By Sade Andria Zabala
“For those suffering from depression, the world has fallen apart every day and is put back together the next day.” – Emily Casalena
How is a depressed person supposed to act? Who is a depressed person?
If you ask the movies, most of them might say a person with depression is an introverted, shy, bullied, suicidal underdog who could’ve been saved to neurotypical-ness if the person they loved just loved them back. If you ask the poems, most of them might say a person with depression is a narcissistic, eccentric, one-of-a-kind tortured artist longing for acceptance, for purpose, for something other than the empty every day.
But what if you’re depressed yet still able to tweet dumb, hilarious, self-deprecating jokes? What if you’re depressed yet still go about your daily routine? What if you’re depressed yet still attend parties?
Although the stigma of mental health has decreased, the romanticization and stereotypes of mentally ill people – especially those with depression – seem to remain the same.
Depression manifests itself in many forms. Rarely do we talk about the extroverted depressed people or the high-functioning depressed people.

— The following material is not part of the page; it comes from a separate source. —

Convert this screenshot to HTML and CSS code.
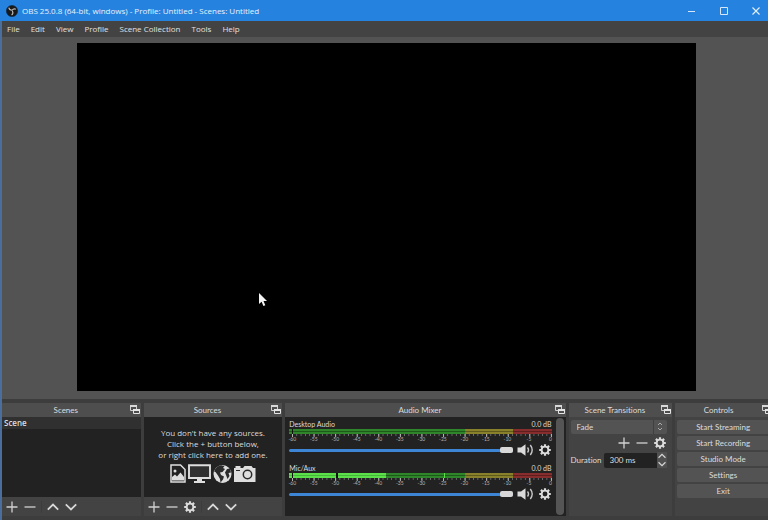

Of course, there are people who experience depression in a catatonic state as is often portrayed by Hollywood. Some days I feel like that, too. There are times where I want nothing but to stay in bed for an entire month because I do not have the energy to shower, eat, think, feel, or do anything at all.
But more often than not, my depressive episodes coincide with my normal habits. I go to school, I do my chores, I play with my pets, I laugh with my friends, I show up to therapy, I perform publicly, I work, I shower, I dress nice, I gossip, I have sex, I masturbate, I joke, I take selfies, I party, I eat, I read, I study, I exercise, I compete, I chase success – I do everything that typically indicates a well-balanced woman, however, I still grapple with myself internally.
There are many people like me. There are clinically depressed people who crack jokes, crave attention, have fun, and talk loud. There are people who cope with their depression in unconventional ways.
Unfortunately, many individuals can’t grasp the complexities of a depressed person. Some people, despite their left-leaning stance on mental illness, will become surprised or upset if you’re anything but strong or inspirational (especially if you’re like a lawyer, activist, manager, etc.). A person may advocate for self-care, self-love, and the normalization of mental health, yet alienate a depressed person who isn’t exhibiting the stereotypical signs and symptoms of depression.
A person shouldn’t claim to advocate for the mentally ill if their support is limited to sharing on Facebook news articles on depression. Our reality isn’t just a cause you can add to your social justice resumé, especially when you ostracize us when shit hits the fan. Depressed people aren’t all Hannah Bakers or Sylvia Plaths who cultivate their depression into a thought-provoking, stirring life lesson for future generations, and depression isn’t a fever or a cold wherein you can tick off a check-box to make sure all the symptoms are there.
Depression isn’t always sad, dramatic, and heart-breaking. Sometimes, depression is bitter, cynical, and angry, yet still humorous. Sometimes, depression is empty, dark, and hopeless, but still coping.
Our depression may not look like how you expected it to look, but it’s still valid.